◆ Stated problem ◆
Return all of the data exactly, with nothing left out but the pictures.
====== Source material
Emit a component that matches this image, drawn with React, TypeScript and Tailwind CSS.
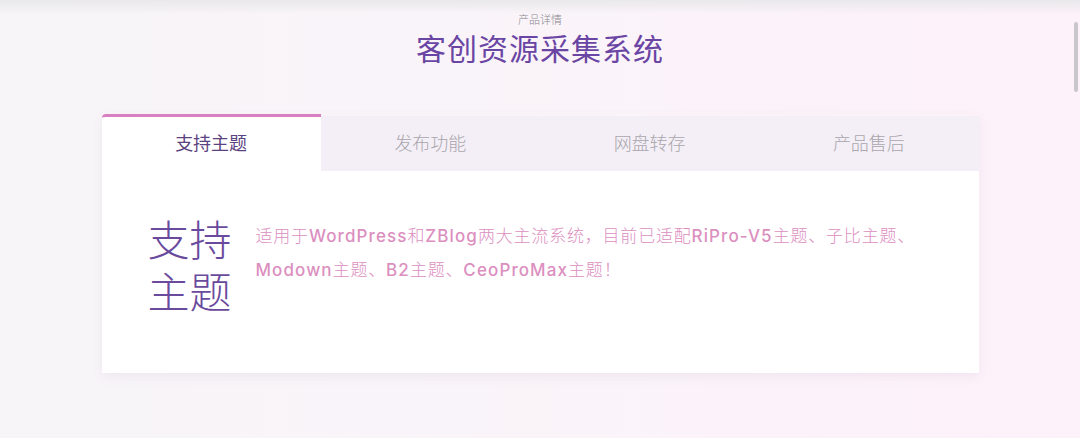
import { useState } from 'react'

const TABS = ['支持主题', '发布功能', '网盘转存', '产品售后']

function En({ children }: { children: string }) {
  return <span className="font-medium tracking-[1.1px]">{children}</span>
}

export default function App() {
  const [active, setActive] = useState(0)

  return (
    <div className="relative h-[438px] w-[1080px] overflow-hidden bg-gradient-to-r from-[#f7f5f8] via-[#faf4f9] to-[#fdf1fa] font-['Inter','Noto_Sans_CJK_SC',sans-serif]">
      {/* top fade from the header above */}
      <div className="absolute inset-x-0 top-0 h-[14px] bg-gradient-to-b from-[#e9e8ea] to-transparent" />
      {/* scrollbar thumb */}
      <div className="absolute right-[2px] top-[22px] h-[70px] w-[4px] rounded-full bg-[#c9c7ca]" />

      <div className="flex flex-col items-center pt-[12px]">
        <p className="text-[11px] leading-[16px] font-light text-[#8a8890]">产品详情</p>
        <h1 className="mt-[1px] text-[30px] leading-[40px] tracking-[1px] text-[#6a45a3]">客创资源采集系统</h1>
      </div>

      <div className="mx-auto mt-[45px] w-[877px] shadow-[0_4px_10px_rgba(120,90,130,0.08)]">
        <div className="flex h-[57px] items-end">
          {TABS.map((t, i) => (
            <button
              key={t}
              onClick={() => setActive(i)}
              className={
                i === active
                  ? 'flex h-[57px] flex-1 items-center justify-center rounded-tl-[4px] border-t-[3px] border-[#d77fc0] bg-white pb-[1px] text-[18px] text-[#5b4280]'
                  : 'flex h-[55px] flex-1 items-center justify-center bg-[#f4eff6] text-[18px] font-light text-[#a9a6ad]'
              }
            >
              {t}
            </button>
          ))}
        </div>

        <div className="flex h-[202px] bg-white pl-[46px] pr-[40px] pt-[44px]">
          <div className="w-[108px] shrink-0 text-[42px] leading-[52px] font-light text-[#6a4a9d]">
            支持
            <br />
            主题
          </div>
          <p className="pt-[4px] text-[17px] leading-[34px] font-light tracking-[0.8px] text-[#dc8fbf]">
            适用于<En>WordPress</En>和<En>ZBlog</En>两大主流系统，目前已适配<En>RiPro-V5</En>主题、子比主题、
            <br />
            <En>Modown</En>主题、<En>B2</En>主题、<En>CeoProMax</En>主题！
          </p>
        </div>
      </div>
    </div>
  )
}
============
◆ Expected answer ◆
Emit a component that matches this image, drawn with React, TypeScript and Tailwind CSS.
import { useState } from 'react'

const TABS = ['支持主题', '发布功能', '网盘转存', '产品售后']

function En({ children }: { children: string }) {
  return <span className="font-medium tracking-[1.1px]">{children}</span>
}

export default function App() {
  const [active, setActive] = useState(0)

  return (
    <div className="relative h-[438px] w-[1080px] overflow-hidden bg-gradient-to-r from-[#f7f5f8] via-[#faf4f9] to-[#fdf1fa] font-['Inter','Noto_Sans_CJK_SC',sans-serif]">
      {/* top fade from the header above */}
      <div className="absolute inset-x-0 top-0 h-[14px] bg-gradient-to-b from-[#e9e8ea] to-transparent" />
      {/* scrollbar thumb */}
      <div className="absolute right-[2px] top-[22px] h-[70px] w-[4px] rounded-full bg-[#c9c7ca]" />

      <div className="flex flex-col items-center pt-[12px]">
        <p className="text-[11px] leading-[16px] font-light text-[#8a8890]">产品详情</p>
        <h1 className="mt-[1px] text-[30px] leading-[40px] tracking-[1px] text-[#6a45a3]">客创资源采集系统</h1>
      </div>

      <div className="mx-auto mt-[45px] w-[877px] shadow-[0_4px_10px_rgba(120,90,130,0.08)]">
        <div className="flex h-[57px] items-end">
          {TABS.map((t, i) => (
            <button
              key={t}
              onClick={() => setActive(i)}
              className={
                i === active
                  ? 'flex h-[57px] flex-1 items-center justify-center rounded-tl-[4px] border-t-[3px] border-[#d77fc0] bg-white pb-[1px] text-[18px] text-[#5b4280]'
                  : 'flex h-[55px] flex-1 items-center justify-center bg-[#f4eff6] text-[18px] font-light text-[#a9a6ad]'
              }
            >
              {t}
            </button>
          ))}
        </div>

        <div className="flex h-[202px] bg-white pl-[46px] pr-[40px] pt-[44px]">
          <div className="w-[108px] shrink-0 text-[42px] leading-[52px] font-light text-[#6a4a9d]">
            支持
            <br />
            主题
          </div>
          <p className="pt-[4px] text-[17px] leading-[34px] font-light tracking-[0.8px] text-[#dc8fbf]">
            适用于<En>WordPress</En>和<En>ZBlog</En>两大主流系统，目前已适配<En>RiPro-V5</En>主题、子比主题、
            <br />
            <En>Modown</En>主题、<En>B2</En>主题、<En>CeoProMax</En>主题！
          </p>
        </div>
      </div>
    </div>
  )
}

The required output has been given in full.